§ SHORT PROBLEM
Extract every record, exactly as written, and ignore the pictures.

§ RECORDS FOR THIS EXERCISE
________________________________________

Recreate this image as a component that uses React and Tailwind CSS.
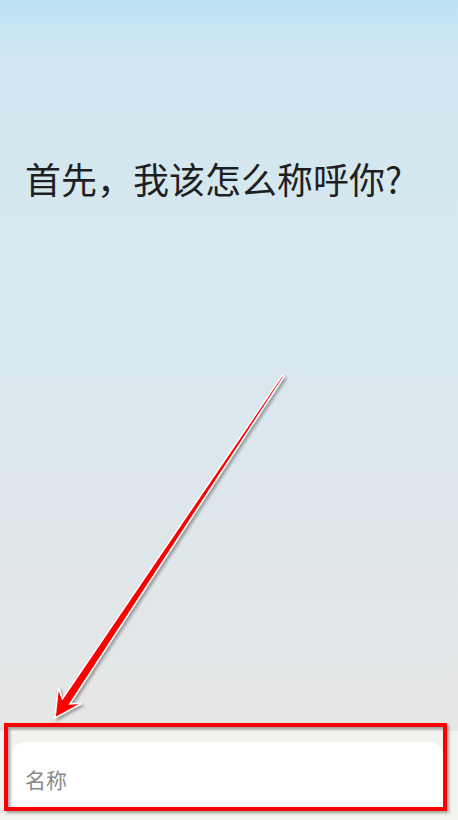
export default function App() {
  return (
    <div
      className="relative flex h-[820px] w-full flex-col overflow-hidden bg-[linear-gradient(180deg,#bce2f3_0%,#d2e7f0_8%,#d7e8ef_40%,#e0e6e9_70%,#e6e6e6_89%)]"
      style={{ fontFamily: '"Noto Sans CJK SC", "Noto Sans", sans-serif' }}
    >
      <div className="flex-1 px-[25px] pt-[150px]">
        <h1 className="text-[36px] font-normal leading-[56px] text-[#1f1f1f]">
          首先，我该怎么称呼你?
        </h1>
      </div>

      <div className="h-[89px] bg-[#f4f2ee] pl-3 pr-[15px] pt-[11px]">
        <div className="flex h-[66px] items-center rounded-t-[14px] bg-white px-[13px] pt-[10px]">
          <input
            type="text"
            placeholder="名称"
            className="w-full bg-transparent text-[21px] text-[#333] outline-none placeholder:text-[#8a8a8a]"
          />
        </div>
      </div>

      {/* annotation overlay: arrow + highlight box */}
      <svg
        className="pointer-events-none absolute inset-0"
        width="458"
        height="820"
        viewBox="0 0 458 820"
      >
        <defs>
          <filter id="shadow" x="-20%" y="-20%" width="140%" height="140%">
            <feDropShadow dx="2" dy="2" stdDeviation="1.5" floodColor="#000" floodOpacity="0.35" />
          </filter>
        </defs>
        <polygon
          points="282.2,375.4 62.4,698.9 58.3,687.8 55,718 81.6,703.3 69.8,703.9 283.8,376.6"
          fill="#ff0000"
          stroke="#ffffff"
          strokeWidth="1.5"
          strokeLinejoin="miter"
          filter="url(#shadow)"
        />
        <rect
          x="6"
          y="725"
          width="439"
          height="84"
          fill="none"
          stroke="#ff0000"
          strokeWidth="4"
          filter="url(#shadow)"
        />
      </svg>
    </div>
  );
}
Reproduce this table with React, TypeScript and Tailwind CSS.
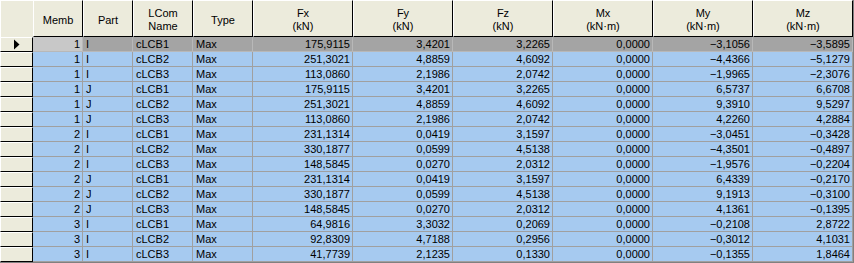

________________________________________

§ CORRECT OUTPUT
Recreate this image as a component that uses React and Tailwind CSS.
export default function App() {
  return (
    <div
      className="relative flex h-[820px] w-full flex-col overflow-hidden bg-[linear-gradient(180deg,#bce2f3_0%,#d2e7f0_8%,#d7e8ef_40%,#e0e6e9_70%,#e6e6e6_89%)]"
      style={{ fontFamily: '"Noto Sans CJK SC", "Noto Sans", sans-serif' }}
    >
      <div className="flex-1 px-[25px] pt-[150px]">
        <h1 className="text-[36px] font-normal leading-[56px] text-[#1f1f1f]">
          首先，我该怎么称呼你?
        </h1>
      </div>

      <div className="h-[89px] bg-[#f4f2ee] pl-3 pr-[15px] pt-[11px]">
        <div className="flex h-[66px] items-center rounded-t-[14px] bg-white px-[13px] pt-[10px]">
          <input
            type="text"
            placeholder="名称"
            className="w-full bg-transparent text-[21px] text-[#333] outline-none placeholder:text-[#8a8a8a]"
          />
        </div>
      </div>

      {/* annotation overlay: arrow + highlight box */}
      <svg
        className="pointer-events-none absolute inset-0"
        width="458"
        height="820"
        viewBox="0 0 458 820"
      >
        <defs>
          <filter id="shadow" x="-20%" y="-20%" width="140%" height="140%">
            <feDropShadow dx="2" dy="2" stdDeviation="1.5" floodColor="#000" floodOpacity="0.35" />
          </filter>
        </defs>
        <polygon
          points="282.2,375.4 62.4,698.9 58.3,687.8 55,718 81.6,703.3 69.8,703.9 283.8,376.6"
          fill="#ff0000"
          stroke="#ffffff"
          strokeWidth="1.5"
          strokeLinejoin="miter"
          filter="url(#shadow)"
        />
        <rect
          x="6"
          y="725"
          width="439"
          height="84"
          fill="none"
          stroke="#ff0000"
          strokeWidth="4"
          filter="url(#shadow)"
        />
      </svg>
    </div>
  );
}
Reproduce this table with React, TypeScript and Tailwind CSS.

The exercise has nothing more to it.